Swallowed by a black hole kind of deep.
She was there for them during the financial hard times, the family feuds, the prison sentence — all of it.
After his time away, the tables really turned.
He got another woman pregnant, he was cheating on her excessively, he was talking bad about her to others, he did it all.
And guess what — she stayed.
As the years went by, she was so invested in this person that she fell into depression, left her job because of it and was just sitting at home mopping all day.
He became her life.
She would tell me:
“I did everything for him, why did he do that to me?
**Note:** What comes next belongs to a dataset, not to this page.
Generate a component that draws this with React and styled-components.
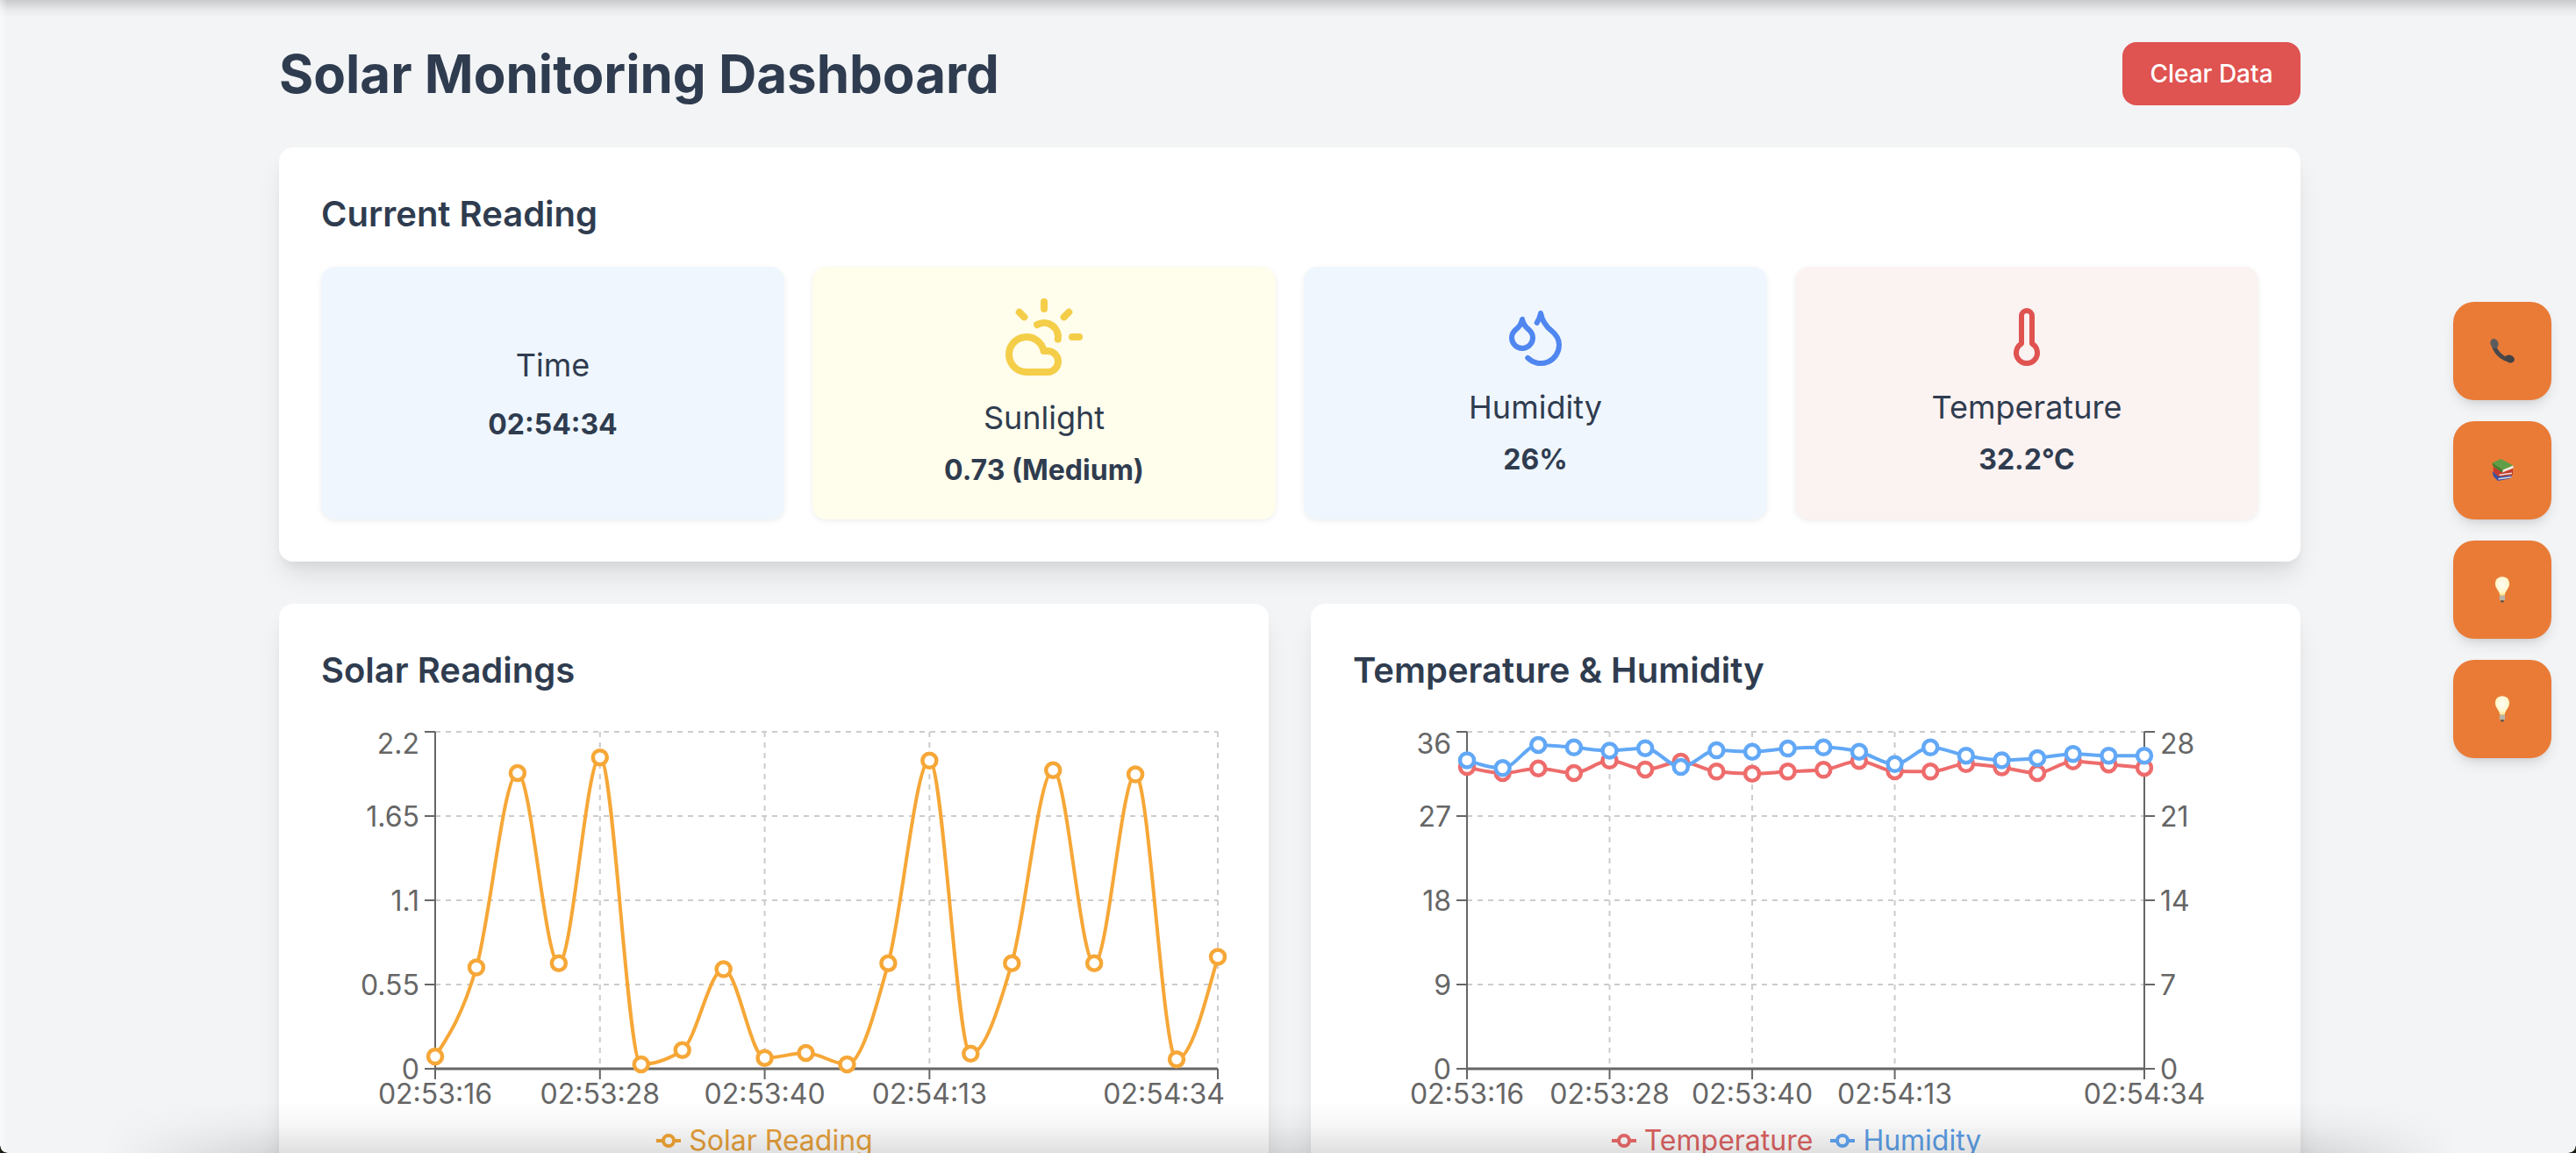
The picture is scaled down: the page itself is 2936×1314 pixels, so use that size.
import React from 'react';
import styled, { createGlobalStyle } from 'styled-components';
import { CloudSun, Droplets, Thermometer } from 'lucide-react';

const INK = '#2f3c4f';

const Global = createGlobalStyle`
  html, body { margin: 0; padding: 0; height: 1314px; overflow: hidden; background: #f3f4f6; }
  * { box-sizing: border-box; }
  body { font-family: Inter, "Liberation Sans", sans-serif; color: ${INK}; }
`;

const Page = styled.main`
  width: 2304px;
  margin: 0 0 0 318px;
  padding-top: 48px;
`;
const Header = styled.header`
  display: flex;
  justify-content: space-between;
  align-items: center;
  height: 72px;
  margin-bottom: 48px;
`;
const Title = styled.h1`
  margin: 0;
  font-size: 60px;
  line-height: 72px;
  font-weight: 700;
  color: ${INK};
`;
const ClearButton = styled.button`
  width: 203px;
  height: 72px;
  border: 0;
  border-radius: 16px;
  background: #df5351;
  color: #fff;
  font: 500 28px/40px Inter, sans-serif;
`;
const Panel = styled.section`
  background: #fff;
  border-radius: 16px;
  padding: 48px;
  box-shadow: 0 20px 30px -6px rgba(0, 0, 0, 0.1), 0 8px 12px -4px rgba(0, 0, 0, 0.05);
`;
const PanelTitle = styled.h2`
  margin: 0 0 32px;
  font-size: 40px;
  line-height: 56px;
  font-weight: 600;
  color: ${INK};
`;
const ReadingGrid = styled.div`
  display: grid;
  grid-template-columns: repeat(4, 1fr);
  gap: 32px;
`;
const ReadingCard = styled.div`
  height: 288px;
  padding: 32px;
  border-radius: 16px;
  background: ${(p) => p.$bg};
  box-shadow: 0 2px 6px rgba(0, 0, 0, 0.07);
  display: flex;
  flex-direction: column;
  align-items: center;
  justify-content: center;
  text-align: center;
`;
const IconSlot = styled.div`
  display: flex;
  margin-bottom: 16px;
  color: ${(p) => p.$color};
`;
const Label = styled.div`
  font-size: 36px;
  line-height: 56px;
  font-weight: 400;
  margin-bottom: ${(p) => p.$gap}px;
`;
const Value = styled.div`
  font-size: 32px;
  line-height: 48px;
  font-weight: 700;
`;
const ChartGrid = styled.div`
  display: grid;
  grid-template-columns: 1fr 1fr;
  gap: 48px;
  margin-top: 48px;
`;
const ChartSvg = styled.svg`
  display: block;
  width: 1032px;
  height: 450px;
  font-family: Inter, sans-serif;
`;
const Legend = styled.div`
  display: flex;
  justify-content: center;
  gap: 20px;
  height: 60px;
  margin-top: 2px;
  padding-right: 21px;
`;
const LegendItem = styled.span`
  display: inline-flex;
  align-items: center;
  gap: 9px;
  font-size: 32px;
  line-height: 48px;
  height: 48px;
  color: ${(p) => p.$color};
`;
const SideDock = styled.nav`
  position: fixed;
  top: 344px;
  right: 28px;
  display: flex;
  flex-direction: column;
  gap: 24px;
`;
const DockButton = styled.button`
  width: 112px;
  height: 112px;
  border: 0;
  padding: 0;
  border-radius: 24px;
  background: #e97b37;
  display: flex;
  align-items: center;
  justify-content: center;
  box-shadow: 0 8px 16px -4px rgba(0, 0, 0, 0.14), 0 4px 8px -4px rgba(0, 0, 0, 0.08);
`;
const TopShade = styled.div`
  position: fixed;
  inset: 0 0 auto 0;
  height: 20px;
  pointer-events: none;
  background: linear-gradient(to bottom, rgba(0, 0, 0, 0.17), rgba(0, 0, 0, 0.04) 60%, rgba(0, 0, 0, 0));
`;
const LeftShade = styled.div`
  position: fixed;
  inset: 0 auto 0 0;
  width: 8px;
  pointer-events: none;
  background: linear-gradient(to right, rgba(255, 255, 255, 0.5), rgba(255, 255, 255, 0));
`;
const BottomShade = styled.div`
  position: fixed;
  inset: auto 0 0 0;
  height: 60px;
  pointer-events: none;
  background: linear-gradient(to top, rgba(0, 0, 0, 0.12), rgba(0, 0, 0, 0.03) 55%, rgba(0, 0, 0, 0));
  mask-image: linear-gradient(to right, transparent 120px, #000 318px, #000 2622px, transparent 2800px);
`;
const Corner = styled.div`
  position: fixed;
  bottom: 0;
  ${(p) => p.$side}: 0;
  width: 8px;
  height: 8px;
  pointer-events: none;
  background: ${(p) => `radial-gradient(circle at ${p.$side === 'left' ? '100%' : '0%'} 0%, transparent 7px, #1c1c14 8px)`};
`;

const monotonePath = (pts) => {
  const n = pts.length;
  const dx = [], m = [], t = [];
  for (let i = 0; i < n - 1; i++) {
    dx[i] = pts[i + 1][0] - pts[i][0];
    m[i] = (pts[i + 1][1] - pts[i][1]) / dx[i];
  }
  const sign = (v) => (v < 0 ? -1 : 1);
  for (let i = 1; i < n - 1; i++) {
    const p = (m[i - 1] * dx[i] + m[i] * dx[i - 1]) / (dx[i - 1] + dx[i]);
    t[i] = (sign(m[i - 1]) + sign(m[i])) * Math.min(Math.abs(m[i - 1]), Math.abs(m[i]), 0.5 * Math.abs(p)) || 0;
  }
  t[0] = (3 * m[0] - t[1]) / 2;
  t[n - 1] = (3 * m[n - 2] - t[n - 2]) / 2;
  let d = `M${pts[0][0]},${pts[0][1]}`;
  for (let i = 0; i < n - 1; i++) {
    const h = dx[i] / 3;
    d += `C${pts[i][0] + h},${pts[i][1] + h * t[i]} ${pts[i + 1][0] - h},${pts[i + 1][1] - h * t[i + 1]} ${pts[i + 1][0]},${pts[i + 1][1]}`;
  }
  return d;
};

const PLOT_TOP = 10;
const PLOT_BOTTOM = 394;
const gridYs = [10, 106, 202, 298, 394];
const xLabels = ['02:53:16', '02:53:28', '02:53:40', '02:54:13', '02:54:34'];
const tickIdx = [0, 4, 8, 12, 19];
const toY = (z) => 680 + z / 2.473 - 824;

const solarZ = [1296, 1045, 497, 1033, 453, 1318, 1278, 1050, 1300, 1286, 1318, 1033, 462, 1288, 1033, 489, 1033, 501, 1304, 1015];
const tempZ = [480, 497, 484, 497, 462, 487, 465, 493, 499, 493, 488, 463, 492, 493, 472, 481, 497, 464, 473, 482];
const humZ = [461, 483, 418, 425, 434, 427, 480, 433, 437, 428, 425, 437, 472, 425, 448, 461, 455, 443, 448, 448];

const TICK = { fontSize: 32, fill: '#666' };

const Chart = ({ x0, x1, leftLabels, rightLabels, series, lastAnchor }) => {
  const xs = Array.from({ length: 20 }, (_, i) => x0 + ((x1 - x0) * i) / 19);
  return (
    <ChartSvg viewBox="0 0 1032 450">
      <g stroke="#ccc" strokeWidth="2" strokeDasharray="6 6" fill="none">
        {gridYs.map((y) => <line key={y} x1={x0} x2={x1} y1={y} y2={y} />)}
        {tickIdx.map((i) => <line key={i} x1={xs[i]} x2={xs[i]} y1={PLOT_TOP} y2={PLOT_BOTTOM} />)}
      </g>
      <g stroke="#666" strokeWidth="2" fill="none">
        <line x1={x0} x2={x0} y1={PLOT_TOP} y2={PLOT_BOTTOM} />
        <line x1={x0} x2={x1} y1={PLOT_BOTTOM} y2={PLOT_BOTTOM} strokeWidth="3" />
        {gridYs.map((y) => <line key={y} x1={x0 - 12} x2={x0} y1={y} y2={y} />)}
        {tickIdx.map((i) => <line key={i} x1={xs[i]} x2={xs[i]} y1={PLOT_BOTTOM} y2={PLOT_BOTTOM + 12} />)}
        {rightLabels && <line x1={x1} x2={x1} y1={PLOT_TOP} y2={PLOT_BOTTOM} />}
        {rightLabels && gridYs.map((y) => <line key={y} x1={x1} x2={x1 + 12} y1={y} y2={y} />)}
      </g>
      <g {...TICK}>
        {leftLabels.map((l, i) => (
          <text key={l} x={x0 - 18} y={(i === 0 ? 23 : gridYs[i]) + 12} textAnchor="end">{l}</text>
        ))}
        {rightLabels && rightLabels.map((l, i) => (
          <text key={l} x={x1 + 18} y={(i === 0 ? 23 : gridYs[i]) + 12}>{l}</text>
        ))}
        {tickIdx.map((idx, i) => (
          <text
            key={idx}
            x={i === 4 && lastAnchor ? lastAnchor : xs[idx]}
            y={PLOT_BOTTOM + 40}
            textAnchor={i === 4 && lastAnchor ? 'end' : 'middle'}
          >
            {xLabels[i]}
          </text>
        ))}
      </g>
      {series.map((s) => {
        const pts = s.z.map((z, i) => [xs[i], toY(z)]);
        return (
          <g key={s.name}>
            <path d={monotonePath(pts)} fill="none" stroke={s.color} strokeWidth="4" />
            {pts.map(([x, y]) => (
              <circle key={x} cx={x} cy={y} r="8" fill="#fff" stroke={s.color} strokeWidth="4.5" />
            ))}
          </g>
        );
      })}
    </ChartSvg>
  );
};

const LegendMark = ({ color }) => (
  <svg width="28" height="28" viewBox="0 0 28 28" fill="none">
    <line x1="0" x2="28" y1="14" y2="14" stroke={color} strokeWidth="4" />
    <circle cx="14" cy="14" r="6" fill="#fff" stroke={color} strokeWidth="4" />
  </svg>
);

const PhoneEmoji = () => (
  <svg width="30" height="30" viewBox="0 0 30 30">
    <path d="M5 5 C5 14 14 25 25 25" fill="none" stroke="#48484a" strokeWidth="5" strokeLinecap="round" />
    <ellipse cx="6" cy="6.5" rx="4.4" ry="5.6" transform="rotate(-22 6 6.5)" fill="#5c5c5f" />
    <ellipse cx="23.5" cy="24" rx="5.6" ry="4.2" transform="rotate(22 23.5 24)" fill="#434346" />
  </svg>
);
const BooksEmoji = () => (
  <svg width="25" height="27" viewBox="0 0 25 27">
    <polygon points="0.5,14 8,20 23,18.5 22,22 7,25 2,20" fill="#3a4fa0" />
    <polygon points="7.5,22 22.5,20 22,21.5 7.5,23.5" fill="#dfe0ea" />
    <polygon points="1.5,9 12,15 24,11 24,18 8,20 2,15" fill="#c43a2c" />
    <polygon points="8.5,17.5 23,15.5 23,17 8.5,19" fill="#efe2da" />
    <polygon points="0.5,4.5 10.5,0 24.5,7.5 12.5,12.5" fill="#5f9e46" />
    <polygon points="12.5,12.5 24.5,7.5 24.5,10.5 12,15.5" fill="#eeede2" />
    <polygon points="0.5,4.5 12.5,12.5 12,15.5 1.5,8.5" fill="#3f7d33" />
  </svg>
);
const BulbEmoji = ({ id }) => (
  <svg width="18" height="30" viewBox="0 0 20 33">
    <defs>
      <radialGradient id={id} cx="50%" cy="40%" r="60%">
        <stop offset="0%" stopColor="#fffef4" />
        <stop offset="65%" stopColor="#fff8d2" />
        <stop offset="100%" stopColor="#fde48a" />
      </radialGradient>
    </defs>
    <path d="M10 0 C4 0 1 4 1 9 C1 15 6 17 7 24 L13 24 C14 17 19 15 19 9 C19 4 16 0 10 0 Z" fill={`url(#${id})`} />
    <rect x="6.5" y="24" width="7" height="6" rx="1" fill="#b8b4a8" />
    <rect x="8" y="30" width="4" height="2.5" rx="1" fill="#55534e" />
  </svg>
);

const readings = [
  { label: 'Time', value: '02:54:34', bg: '#eff6fd', gap: 16 },
  { label: 'Sunlight', value: '0.73 (Medium)', bg: '#fffdec', gap: 8, Icon: CloudSun, size: 96, color: '#f4ce49' },
  { label: 'Humidity', value: '26%', bg: '#eff6fd', gap: 8, Icon: Droplets, size: 72, color: '#4f86f0' },
  { label: 'Temperature', value: '32.2°C', bg: '#fbf2f2', gap: 8, Icon: Thermometer, size: 72, color: '#df5351' },
];

const ORANGE = '#f6a737';
const RED = '#ee6c6c';
const BLUE = '#62a8f6';

export default function App() {
  return (
    <>
      <Global />
      <Page>
        <Header>
          <Title>Solar Monitoring Dashboard</Title>
          <ClearButton>Clear Data</ClearButton>
        </Header>
        <Panel>
          <PanelTitle>Current Reading</PanelTitle>
          <ReadingGrid>
            {readings.map((r) => (
              <ReadingCard key={r.label} $bg={r.bg}>
                {r.Icon && (
                  <IconSlot $color={r.color}>
                    <r.Icon size={r.size} />
                  </IconSlot>
                )}
                <Label $gap={r.gap}>{r.label}</Label>
                <Value>{r.value}</Value>
              </ReadingCard>
            ))}
          </ReadingGrid>
        </Panel>
        <ChartGrid>
          <Panel>
            <PanelTitle>Solar Readings</PanelTitle>
            <Chart
              x0={130}
              x1={1022}
              lastAnchor={1030}
              leftLabels={['2.2', '1.65', '1.1', '0.55', '0']}
              series={[{ name: 'solar', z: solarZ, color: ORANGE }]}
            />
            <Legend>
              <LegendItem $color="#e9a23c"><LegendMark color={ORANGE} />Solar Reading</LegendItem>
            </Legend>
          </Panel>
          <Panel>
            <PanelTitle>Temperature &amp; Humidity</PanelTitle>
            <Chart
              x0={130}
              x1={902}
              leftLabels={['36', '27', '18', '9', '0']}
              rightLabels={['28', '21', '14', '7', '0']}
              series={[
                { name: 'temp', z: tempZ, color: RED },
                { name: 'hum', z: humZ, color: BLUE },
              ]}
            />
            <Legend>
              <LegendItem $color="#de6463"><LegendMark color={RED} />Temperature</LegendItem>
              <LegendItem $color="#5d9fe8"><LegendMark color={BLUE} />Humidity</LegendItem>
            </Legend>
          </Panel>
        </ChartGrid>
      </Page>
      <SideDock>
        <DockButton aria-label="Call"><PhoneEmoji /></DockButton>
        <DockButton aria-label="Books"><BooksEmoji /></DockButton>
        <DockButton aria-label="Light one"><BulbEmoji id="bulbA" /></DockButton>
        <DockButton aria-label="Light two"><BulbEmoji id="bulbB" /></DockButton>
      </SideDock>
      <TopShade />
      <LeftShade />
      <BottomShade />
      <Corner $side="left" />
      <Corner $side="right" />
    </>
  );
}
I was there for him when nobody was, why is he treating me like this.”
And my brutal but honest answer to her was: “Because you’re stupid.”
Some may say I was harsh, but a reality check is needed for people living in a fictitious world where such a relationship could ever end in happiness.
My friend had convinced herself that this was her person, the person she wanted to spend the rest of her life with.
How she was able to see the future so brightly when the present and past were nothing but darkness and misery bewilders me.
Years went by and she stuck it out. She accepted that he was a liar, a cheater, a horrible person altogether.
But she stayed.
She kept saying “I have a soul time with him”.
And every time she said it I would either roll my eyes back or just laugh.
Because it wasn’t a soul tie — it was self-hate.
A self-hate that started from him but eventually she made it her one and only identity.
Women are more emotional beings and unfortunately can get sucked into this pattern of loving their selves less and loving others more.
A man will probably or never will deal with as much as my friend would have. They’re logical beings and are better at leaving bad situations.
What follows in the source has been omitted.